§ **Dataset section**
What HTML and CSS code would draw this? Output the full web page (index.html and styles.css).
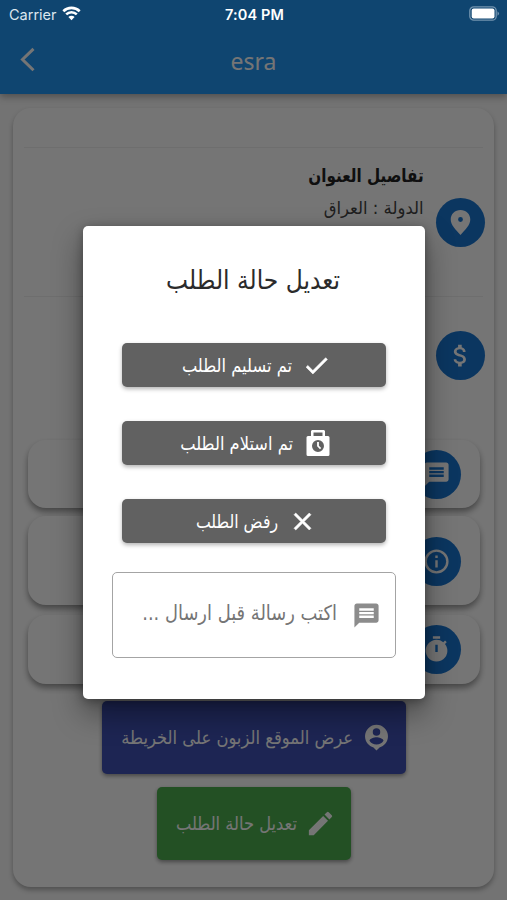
FILE: index.html
```html
<!DOCTYPE html>
<html lang="ar" dir="rtl">
<head>
<meta charset="utf-8">
<title>esra</title>
<link rel="stylesheet" href="styles.css">
</head>
<body>
<div class="screen">
  <header class="header">
    <div class="status" dir="ltr">
      <div class="carrier"><span>Carrier</span>
        <svg width="19" height="15" viewBox="0 0 19 15" fill="none" stroke="#fff" stroke-width="2.6"><path d="M1.3 5.2a11.8 11.8 0 0 1 16.4 0M4.2 8.4a7.6 7.6 0 0 1 10.6 0"/><path d="M9.5 14.2 6.4 11a4.4 4.4 0 0 1 6.2 0z" fill="#fff" stroke="none"/></svg>
      </div>
      <strong class="time">7:04 PM</strong>
      <svg class="battery" width="31" height="15" viewBox="0 0 31 15"><rect x=".8" y=".8" width="26.4" height="13.4" rx="4" fill="none" stroke="#7394af" stroke-width="1.3"/><rect x="2.7" y="2.6" width="22.8" height="9.8" rx="2" fill="#fff"/><path d="M28.5 5.2q3 2.3 0 4.6z" fill="#7394af"/></svg>
    </div>
    <nav class="nav" dir="ltr">
      <svg class="back" width="16" height="26" viewBox="0 0 16 26" fill="none" stroke="#fff" stroke-width="3"><path d="M13.5 1.8 2.5 12.5l11 10.8"/></svg>
      <h1 class="nav-title">esra</h1>
    </nav>
  </header>

  <main class="card">
    <section class="row address">
      <i class="circle"><svg class="icon" viewBox="0 0 24 24"><path fill-rule="evenodd" d="M12 1.700C7.400 1.700 3.900 5 3.900 9.500 3.900 14 8 18 12 22.300c4-4.300 8.100-8.300 8.100-12.800 0-4.500-3.500-7.800-8.100-7.800zm0 9.800a2 2 0 1 1 0-4 2 2 0 0 1 0 4z"/></svg></i>
      <div class="details">
        <h2 class="heading"><span>تفاصيل العنوان</span></h2>
        <p class="country"><span>الدولة : العراق</span></p>
      </div>
    </section>
    <section class="row price">
      <i class="circle"><svg class="icon" viewBox="0 0 24 24"><path d="M11.8 10.9c-2.27-.59-3-1.2-3-2.15 0-1.09 1.01-1.85 2.7-1.85 1.78 0 2.44.85 2.5 2.1h2.21c-.07-1.72-1.12-3.3-3.21-3.81V3h-3v2.16c-1.94.42-3.5 1.68-3.5 3.61 0 2.31 1.91 3.46 4.7 4.13 2.5.6 3 1.48 3 2.41 0 .69-.49 1.79-2.7 1.79-2.06 0-2.87-.92-2.98-2.1h-2.2c.12 2.19 1.76 3.42 3.68 3.83V21h3v-2.15c1.95-.37 3.5-1.5 3.5-3.55 0-2.84-2.43-3.81-4.7-4.4z"/></svg></i>
    </section>
    <section class="tile note">
      <i class="circle"><svg class="icon" viewBox="0 0 24 24"><path d="M20 2H4c-1.1 0-1.99.9-1.99 2L2 22l4-4h14c1.1 0 2-.9 2-2V4c0-1.1-.9-2-2-2zm-2 12H6v-2h12v2zm0-3H6V9h12v2zm0-3H6V6h12v2z"/></svg></i>
    </section>
    <section class="tile info">
      <i class="circle"><svg class="icon" viewBox="0 0 24 24"><path d="M11 17h2v-6h-2v6zm1-15a10 10 0 1 0 0 20 10 10 0 0 0 0-20zm0 18a8 8 0 1 1 0-16 8 8 0 0 1 0 16zM11 9h2V7h-2v2z"/></svg></i>
    </section>
    <section class="tile timer">
      <i class="circle"><svg class="icon" viewBox="0 0 24 24"><path d="M15 1H9v2h6V1zm-4 13h2V8h-2v6zm8.03-6.61 1.42-1.42c-.43-.51-.9-.99-1.41-1.41l-1.42 1.42A8.96 8.96 0 0 0 12 4a9 9 0 1 0 7.03 3.39z" fill-rule="evenodd"/></svg></i>
    </section>
    <button class="action map">
      <svg class="icon" viewBox="0 0 24 24"><path fill-rule="evenodd" d="M12 1.500A9.500 9.500 0 0 0 2.500 11c0 4.700 3.200 8.300 7 9.200L12 22.700l2.500-2.500c3.800-.9 7-4.500 7-9.200A9.500 9.500 0 0 0 12 1.500zm0 2.900a3.100 3.100 0 1 1 0 6.200 3.100 3.100 0 0 1 0-6.200zm0 13.400a6.900 6.900 0 0 1-5.800-3.100c.03-1.900 3.900-2.900 5.800-2.900s5.770 1 5.800 2.900a6.900 6.900 0 0 1-5.800 3.100z"/></svg>
      <span>عرض الموقع الزبون على الخريطة</span>
    </button>
    <button class="action edit">
      <svg class="icon" viewBox="0 0 24 24"><path d="M3 17.250V21h3.750L17.810 9.940l-3.750-3.750L3 17.250zM20.710 7.040a1 1 0 0 0 0-1.410l-2.340-2.340a1 1 0 0 0-1.410 0l-1.830 1.830 3.750 3.750 1.830-1.830z"/></svg>
      <span>تعديل حالة الطلب</span>
    </button>
  </main>

  <div class="scrim">
    <div class="dialog">
      <h2 class="dialog-title"><span>تعديل حالة الطلب</span></h2>
      <button class="choice delivered">
        <svg class="icon" viewBox="0 0 24 24"><path d="M9 16.170 4.830 12l-1.420 1.410L9 19 21 7l-1.410-1.410z" stroke="currentColor" stroke-width=".5"/></svg>
        <span>تم تسليم الطلب</span>
      </button>
      <button class="choice received">
        <svg class="icon lock" viewBox="0 0 24 28"><path fill-rule="evenodd" d="M6 1h12l1 1v5h3q1.500 0 1.500 1.500v17q0 1.500-1.500 1.500H2q-1.500 0-1.500-1.500v-17Q.5 7 2 7h3V2zM7.500 3.500V7h9V3.500zM12 11a6 6 0 1 0 0 12 6 6 0 0 0 0-12z"/><path d="M11.100 13h1.800v3.700l2.300 2.300-1.200 1.200-2.900-2.900z"/></svg>
        <span>تم استلام الطلب</span>
      </button>
      <button class="choice rejected">
        <svg class="icon" viewBox="0 0 24 24"><path d="M19 6.410 17.590 5 12 10.590 6.410 5 5 6.410 10.590 12 5 17.590 6.410 19 12 13.410 17.590 19 19 17.590 13.410 12z" stroke="currentColor" stroke-width=".5"/></svg>
        <span>رفض الطلب</span>
      </button>
      <div class="field">
        <svg class="icon" viewBox="0 0 24 24"><path d="M20 2H4c-1.100 0-1.990.9-1.990 2L2 22l4-4h14c1.100 0 2-.9 2-2V4c0-1.100-.9-2-2-2zm-2 12H6v-2h12v2zm0-3H6V9h12v2zm0-3H6V6h12v2z"/></svg>
        <span>اكتب رسالة قبل ارسال ...</span>
      </div>
    </div>
  </div>
</div>
</body>
</html>
```
FILE: styles.css
```css
* { box-sizing: border-box; }
body { margin: 0; font-family: "DejaVu Sans", sans-serif; }
h1, h2, p { margin: 0; font-weight: 400; }
button { border: 0; font: inherit; color: #fff; }
span { white-space: nowrap; }
.screen { position: relative; width: 507px; height: 900px; overflow: hidden; background: #fafafa; display: flex; flex-direction: column; }
.header { height: 94px; flex: none; background: #2196f3; box-shadow: 0 3px 7px rgba(0,0,0,.3); }
.status { position: relative; z-index: 3; height: 28px; display: grid; grid-template-columns: 1fr auto 1fr; align-items: center; padding: 0 7px 0 9px; color: #fff; font-family: Inter, sans-serif; font-size: 15px; }
.carrier { display: flex; align-items: center; gap: 5px; color: #dce7ef; font-size: 14.5px; }
.carrier svg { margin-top: -2px; }
.time { font-weight: 600; font-size: 14.5px; letter-spacing: .1px; }
.battery { justify-self: end; margin-top: -2px; }
.nav { height: 66px; display: grid; grid-template-columns: 60px 1fr 60px; align-items: center; color: #fff; }
.back { margin: -3px 0 0 20px; }
.nav-title { text-align: center; font: 400 23px "Noto Sans", sans-serif; margin-top: -1px; }
.card { width: 481px; height: 779px; margin: 14px 13px 0; flex: none; border-radius: 18px; background: #fff; box-shadow: 0 3px 5px rgba(0,0,0,.3); display: flex; flex-direction: column; align-items: center; padding-top: 39px; }
.row { width: 459px; flex: none; border-top: 1px solid #efefef; display: flex; }
.circle { width: 49px; height: 49px; flex: none; border-radius: 50%; background: #1976d2; display: grid; place-items: center; }
.row .circle { margin-right: -2px; }
.icon { width: 29px; height: 29px; fill: currentColor; flex: none; display: block; }
.circle .icon { color: #fff; }
.address { height: 149px; }
.address .circle { margin-top: 50px; }
.details { padding: 14px 12px 0 0; color: #222; }
.details span, .dialog span, .action span { display: block; transform-origin: right center; }
.heading { font-size: 18.5px; font-weight: 700; line-height: 28px; }
.heading span { transform: scaleX(.82); }
.country { font-size: 17.5px; line-height: 36px; color: #444; }
.country span { transform: scaleX(.94); }
.price { height: 144px; padding-top: 34px; }
.tile { width: 452px; flex: none; border-radius: 18px; background: #fff; box-shadow: 0 4px 6px rgba(0,0,0,.4); display: flex; align-items: center; padding-right: 19px; }
.note { height: 68px; }
.info { height: 89px; margin-top: 8px; padding-top: 2px; }
.timer { height: 69px; margin-top: 10px; }
.action { height: 73px; flex: none; padding: 0; border-radius: 5px; display: flex; align-items: center; justify-content: center; font-size: 18.5px; box-shadow: 0 2px 4px rgba(0,0,0,.4); }
.map { width: 304px; margin-top: 17px; padding-left: 5px; gap: 9px; background: #3f51b5; }
.map span { width: 231px; transform: scaleX(.885); }
.edit { width: 194px; margin-top: 13px; padding-left: 4px; gap: 8px; background: #4caf50; }
.edit .icon { width: 31px; height: 31px; }
.edit span { width: 121px; transform: scaleX(.88); }
.scrim { position: absolute; z-index: 2; inset: 0; background: rgba(0,0,0,.54); display: flex; align-items: flex-start; justify-content: center; }
.dialog { width: 342px; height: 473px; margin-top: 226px; border-radius: 5px; background: #fff; box-shadow: 0 14px 30px rgba(0,0,0,.4), 0 2px 10px rgba(0,0,0,.3); display: flex; flex-direction: column; align-items: center; padding-top: 31px; }
.dialog-title { font-size: 26px; line-height: 46px; height: 86px; color: #2b2b2b; }
.dialog-title span { width: 173px; transform: scaleX(.9); }
.choice { width: 264px; height: 44px; flex: none; margin-bottom: 34px; padding: 0 0 0 5px; border-radius: 5px; background: #616161; box-shadow: 0 2px 4px rgba(0,0,0,.3); display: flex; align-items: center; justify-content: center; gap: 10px; font-size: 18.5px; }
.delivered span { width: 110px; transform: scaleX(.88); }
.received { padding-left: 3px; gap: 13px; }
.received span { width: 112px; transform: scaleX(.88); }
.rejected span { width: 82px; transform: scaleX(.85); }
.lock { width: 24px; height: 28px; }
.field { width: 284px; height: 86px; flex: none; margin-top: -5px; border: 1px solid #a4a4a4; border-radius: 5px; display: flex; align-items: center; padding-right: 14px; gap: 15px; color: #757575; font-size: 20.5px; }
.field .icon { color: #8c8c8c; }
.field span { width: 195px; padding-bottom: 5px; transform: scaleX(.872); }
```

§ **What you are asked to do**
Scan the lines for the string "styles". Pick out every line that has it.

§ **Correct result**
What HTML and CSS code would draw this? Output the full web page (index.html and styles.css).
<link rel="stylesheet" href="styles.css">
FILE: styles.css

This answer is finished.